Rocher en grès où niche le grand-duc dans les Vosges du Nord © Jean-Claude Génot

Si le grand-duc a fait son retour, c’est grâce à son éclectisme alimentaire et son opportunisme en termes de sites de nidification. Dans les Vosges du Nord, il semblait au départ s’installer en périphérie du massif forestier et dans des vallées bordées par des zones ouvertes. Il occupait des rochers modestes en pleine forêt, les arbres ne le dérangeant pas pour accéder à son aire. Mais récemment, on l’a vu pénétrer plus à l’intérieur du massif forestier où il entre directement en concurrence avec le faucon pèlerin et le grand corbeau qui occupent des falaises bien dégagées. De ces trois espèces rupestres, le grand-duc est incontestablement celui qui peut être le prédateur des deux autres. Sa technique de capture pendant la nuit consiste à venir « cueillir » avec ses serres redoutables sa proie qui dort ou sommeille sur son perchoir nocturne, sinon en pleine journée il n’aurait aucune chance de capturer ces deux espèces. Le grand-duc peut rester fidèle à un site mais changer son aire de nidification d’une distance située entre moins d’une dizaine de mètres à quelques centaines de mètres de l’aire précédente. Ainsi le premier site découvert en 1986 est occupé depuis 35 ans, mais l’espèce a changé d’aire au moins 4 ou 5 fois dans un rayon de 500 mètres. La distance entre deux sites de nidification les plus proches est en moyenne de 3,4 km, ce qui montre une colonisation de proche en proche à partir d’un couple « pionnier » dans un secteur donné, car la probabilité d’avoir un site occupé augmente quand un autre site est déjà occupé dans les environs (3).

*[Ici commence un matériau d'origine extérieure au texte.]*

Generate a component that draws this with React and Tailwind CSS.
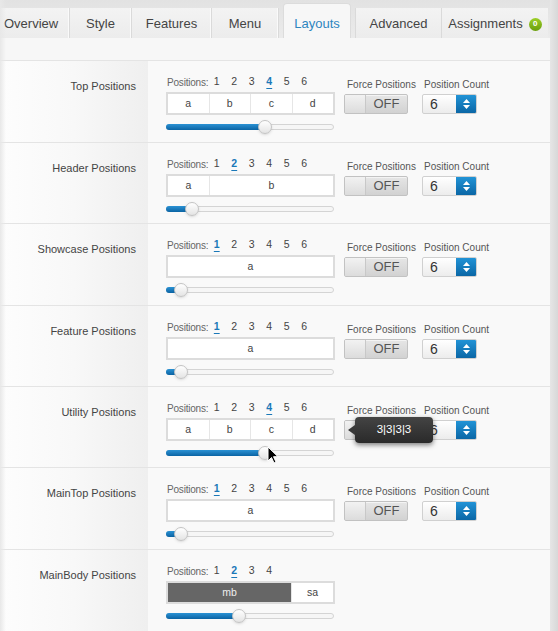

Carrière en activité où niche le grand-duc dans les Vosges du Nord © Jean-Claude Génot

Malgré sa dynamique actuelle, le grand-duc reste une espèce fragile et les causes de mortalité ou d’échecs dans la reproduction sont nombreuses : électrocution, collision routière, choc dans des barbelés, infestation parasitaire, prédation sur les jeunes et échec de la ponte à cause d’un dérangement par des photographes peu scrupuleux. On peut se réjouir de voir les effectifs de ce super prédateur augmenter, mais en réalité cette progression est plus liée à l’abondance d’espèces anthropophiles (rats surmulots, corvidés, pigeons) favorisées par l’artificialisation de la nature qu’à la richesse écologique des écosystèmes.

* Ecologue

(1) Génot J-C. & Bleichner Y. 1986. Nidification du Hibou Grand-Duc (Bubo bubo) dans les Vosges du Nord. Ciconia 10 : 129-136.
(2) Génot J-C. 2016. Le Grand-duc d’Europe Bubo bubo dans le Parc naturel régional des Vosges du Nord de 1986 à 2015. Ann. Sci. Rés. Bios. Trans. Vosges du Nord-Pfälzerwald 18 (2015-2016) : 44-59.
(3) Martinez J.A., Serrano D. & Zuberogoitia I. 2003. Predictive models of habitat preferences for the Eurasian eagle owl Bubo bubo : a multiscale approach. Ecography 26(1) : 21-28.